どうやら、目から入る情報は記憶できるらしい。 たしかに、普段から地理感覚は非常に良い。 一度行った町並みや道を忘れない。 方向音痴で、すぐに迷子になる私はいつも感心している。 ひとりで納得の私。
しかも、「今日は何月何日ですか?」と、医師に聞かれた時、
「自分は全くわからないけれど、さっき、この病院の中で (今日は平成18年4月1日です)と表示されているのを見ました。」
憶えてるやん!!
あれだけ、何度も私が繰り返したのに覚えられなかった「シガツ、ツイタチ」 耳から入った言葉は残ってないのに、目で見た情報は記憶に残っている! 百聞は一見にしかずタイプの人。
「最後に左手で自分の名前を漢字で書いてください」 書き難そうだが、間違いなく書いた。 もともと字が下手な主人、右手で書くのと大差がなかった。

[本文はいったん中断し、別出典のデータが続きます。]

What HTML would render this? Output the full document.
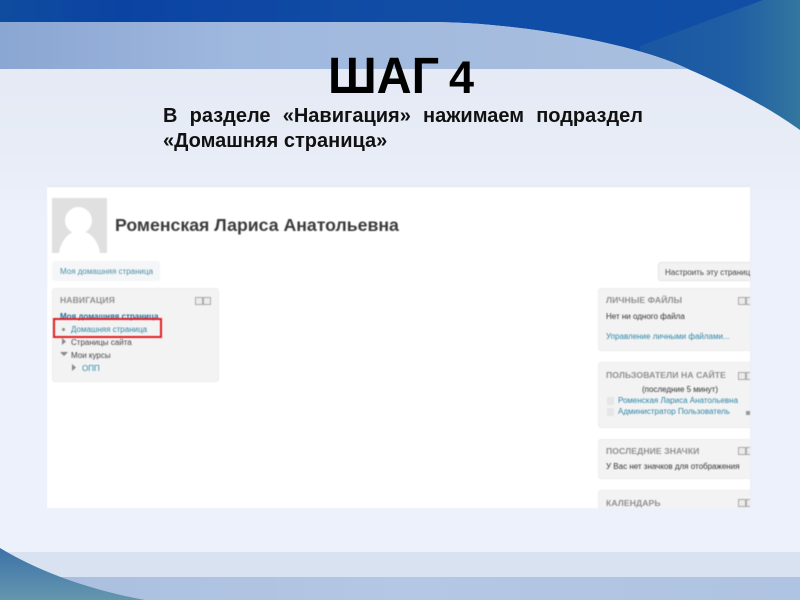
<!DOCTYPE html>
<html><head><meta charset="utf-8">
<style>
html,body{margin:0;padding:0;width:800px;height:600px;overflow:hidden;background:#e9eef8}
body{position:relative;font-family:"Liberation Sans",sans-serif}
div{position:absolute;white-space:nowrap}
svg{position:absolute;left:0;top:0}
.blur{filter:blur(.6px)}
.t{font-size:8px;color:#333;margin-top:1px}
.l{font-size:8px;color:#2d86a8;margin-top:1px}
.h{font-size:8.6px;font-weight:bold;color:#8f8f8f;letter-spacing:.1px}
.b{background:#f3f3f3;border:1px solid #ececec;border-radius:3px;box-sizing:border-box}
.ic{width:6px;height:6px;border:1px solid #aaa;background:#ececec}
.av{width:7px;height:8px;background:#e6e6e6}
</style></head><body>
<svg width="800" height="600" viewBox="0 0 800 600">
<defs>
<linearGradient id="top" x1="0" x2="1" y1="0" y2="0"><stop offset="0" stop-color="#0f4c9f"/><stop offset=".15" stop-color="#0b43a3"/><stop offset=".5" stop-color="#114da5"/><stop offset=".8" stop-color="#0f4da6"/><stop offset="1" stop-color="#1150a4"/></linearGradient>
<linearGradient id="hatch" x1="0" x2="1" y1="0" y2="0"><stop offset="0" stop-color="#1a56a4"/><stop offset=".6" stop-color="#1f5fa4"/><stop offset="1" stop-color="#33769f"/></linearGradient>
<linearGradient id="page" x1="0" x2="0" y1="0" y2="1"><stop offset="0" stop-color="#e3e8f4"/><stop offset=".25" stop-color="#e8edf7"/><stop offset=".35" stop-color="#edf1fb"/><stop offset="1" stop-color="#edf1fb"/></linearGradient>
<linearGradient id="band" x1="0" x2="1" y1="0" y2="0"><stop offset="0" stop-color="#8aa6d2"/><stop offset=".35" stop-color="#9fb8de"/><stop offset="1" stop-color="#a9bfdf"/></linearGradient>
<linearGradient id="bot" x1="0" x2="1" y1="0" y2="0"><stop offset="0" stop-color="#a9bedf"/><stop offset=".5" stop-color="#b4c7e4"/><stop offset="1" stop-color="#afc4e2"/></linearGradient>
<linearGradient id="corner" x1="0" x2="0" y1="0" y2="1"><stop offset="0" stop-color="#3c72aa"/><stop offset="1" stop-color="#6496ac"/></linearGradient>
</defs>
<rect width="800" height="600" fill="url(#page)"/>
<rect width="800" height="140" fill="url(#top)"/>
<path d="M763 0H800V140H640V46Z" fill="url(#hatch)"/>
<path d="M0 22H430C520 22 640 45 688 69C725 85 765 105 800 130V600H0Z" fill="url(#page)"/>
<path d="M0 22H430C520 22 640 45 688 69H0Z" fill="url(#band)"/>
<rect y="552" width="800" height="25" fill="#d8e2f0"/>
<rect y="577" width="800" height="23" fill="url(#bot)"/>
<path d="M0 548C40 572 90 590 145 600H0Z" fill="url(#corner)"/>
</svg>

<div style="left:328px;top:46px;font-size:51px;line-height:60px;font-weight:bold;color:#000;transform:scaleX(.95);transform-origin:left top">ШАГ</div>
<div style="left:449px;top:52px;font-size:45px;line-height:52px;font-weight:bold;color:#000">4</div>
<div style="left:163px;top:104px;width:480px;font-size:20px;line-height:24px;font-weight:bold;color:#111;display:flex;justify-content:space-between"><span>В</span><span>разделе</span><span>«Навигация»</span><span>нажимаем</span><span>подраздел</span></div>
<div style="left:163px;top:129px;font-size:20px;line-height:24px;font-weight:bold;color:#111">«Домашняя страница»</div>

<div style="left:47px;top:202px;width:1px;height:85px;background:#dfe4ec"></div>
<div style="left:47px;top:187px;width:703px;height:321px;background:#fff;overflow:hidden;box-shadow:0 -1px 1px #e3e5ec" class="blur">
  <div style="left:5px;top:11px;width:55px;height:55px;background:#e0e0e0;overflow:hidden">
    <div style="left:13px;top:9px;width:27px;height:27px;border-radius:50%;background:#fff"></div>
    <div style="left:7px;top:33px;width:41px;height:50px;border-radius:50%;background:#fff"></div>
  </div>
  <div style="left:68px;top:28px;font-size:17.7px;line-height:20px;font-weight:bold;color:#3b3b3b">Роменская Лариса Анатольевна</div>

  <div style="left:5px;top:74px;width:108px;height:20px;background:#f5f6f7;border-radius:3px"></div>
  <div class="l" style="left:13px;top:79px;color:#4a8fa8">Моя домашняя страница</div>

  <div class="b" style="left:5px;top:101px;width:167px;height:94px"></div>
  <div class="h" style="left:13px;top:108px">НАВИГАЦИЯ</div>
  <div class="ic" style="left:148px;top:110px"></div><div class="ic" style="left:156px;top:110px"></div>
  <div class="l" style="left:13px;top:124px;font-weight:bold;color:#1f6a96">Моя домашняя страница</div>
  <div style="left:15px;top:141px;width:3px;height:3px;background:#888;border-radius:50%"></div>
  <div class="l" style="left:24px;top:137px">Домашняя страница</div>
  <svg width="10" height="10" style="left:14px;top:150px"><path d="M1 1L5 4.5L1 8Z" fill="#888"/></svg>
  <div class="t" style="left:24px;top:150px;color:#444">Страницы сайта</div>
  <svg width="10" height="10" style="left:13px;top:164px"><path d="M0 1H8L4 5Z" fill="#888"/></svg>
  <div class="t" style="left:24px;top:163px;color:#444">Мои курсы</div>
  <svg width="10" height="10" style="left:24px;top:176px"><path d="M1 1L5 4.5L1 8Z" fill="#888"/></svg>
  <div class="l" style="left:35px;top:176px">ОПП</div>
  <div style="left:6px;top:131px;border:2px solid #e01f26;width:105px;height:16px"></div>

  <div style="left:611px;top:75px;width:110px;height:19px;background:#f2f2f2;border:1px solid #e2e2e2;border-radius:3px;box-sizing:border-box"></div>
  <div class="t" style="left:618px;top:80px;color:#444">Настроить эту страницу</div>

  <div class="b" style="left:551px;top:101px;width:170px;height:63px"></div>
  <div class="h" style="left:559px;top:108px">ЛИЧНЫЕ ФАЙЛЫ</div>
  <div class="ic" style="left:691px;top:110px"></div><div class="ic" style="left:699px;top:110px"></div>
  <div class="t" style="left:559px;top:124px">Нет ни одного файла</div>
  <div class="l" style="left:559px;top:144px">Управление личными файлами...</div>

  <div class="b" style="left:551px;top:175px;width:170px;height:66px"></div>
  <div class="h" style="left:559px;top:183px">ПОЛЬЗОВАТЕЛИ НА САЙТЕ</div>
  <div class="ic" style="left:691px;top:185px"></div><div class="ic" style="left:699px;top:185px"></div>
  <div class="t" style="left:595px;top:197px">(последние 5 минут)</div>
  <div class="av" style="left:560px;top:210px"></div>
  <div class="l" style="left:571px;top:208px">Роменская Лариса Анатольевна</div>
  <div class="av" style="left:560px;top:221px"></div>
  <div class="l" style="left:571px;top:219px">Администратор Пользователь</div>
  <div style="left:699px;top:224px;width:5px;height:4px;background:#999"></div>

  <div class="b" style="left:551px;top:252px;width:170px;height:40px"></div>
  <div class="h" style="left:559px;top:259px">ПОСЛЕДНИЕ ЗНАЧКИ</div>
  <div class="ic" style="left:691px;top:260px"></div><div class="ic" style="left:699px;top:260px"></div>
  <div class="t" style="left:559px;top:274px">У Вас нет значков для отображения</div>

  <div class="b" style="left:551px;top:303px;width:170px;height:30px"></div>
  <div class="h" style="left:559px;top:311px">КАЛЕНДАРЬ</div>
  <div class="ic" style="left:691px;top:312px"></div><div class="ic" style="left:699px;top:312px"></div>
</div>
</body></html>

脳神経科の医師から告げられた病名は「一過性全健忘」というものだった。 「一過性」という言葉が耳に入った途端、ホッと安堵のため息。
「24時間以内に9割以上の確率で正常に戻ります」
よかった!!!!
医師の言葉どおりだった。 一時はどうなることかと心配したが、今はいつもの主人。ほんとうに嬉しい。 ただし、当日の記憶は復活していない。 テニスに行ったことはもちろん、その帰り道で記憶がおかしくなり、 救急病院に行って診察を受けたことも、全く記憶が無い。 もちろん、病院の中で同じ質問と会話ばかり繰り返していたことも。 きっと、記憶として頭の中に書き込まれなかったのだろう。 あの日は主人にとっては空白の一日となるのだろうか。
あれ以来、マイカー通勤の主人が帰宅するとホッとする。 夫婦で普通の会話ができることが、ほんとうに嬉しい。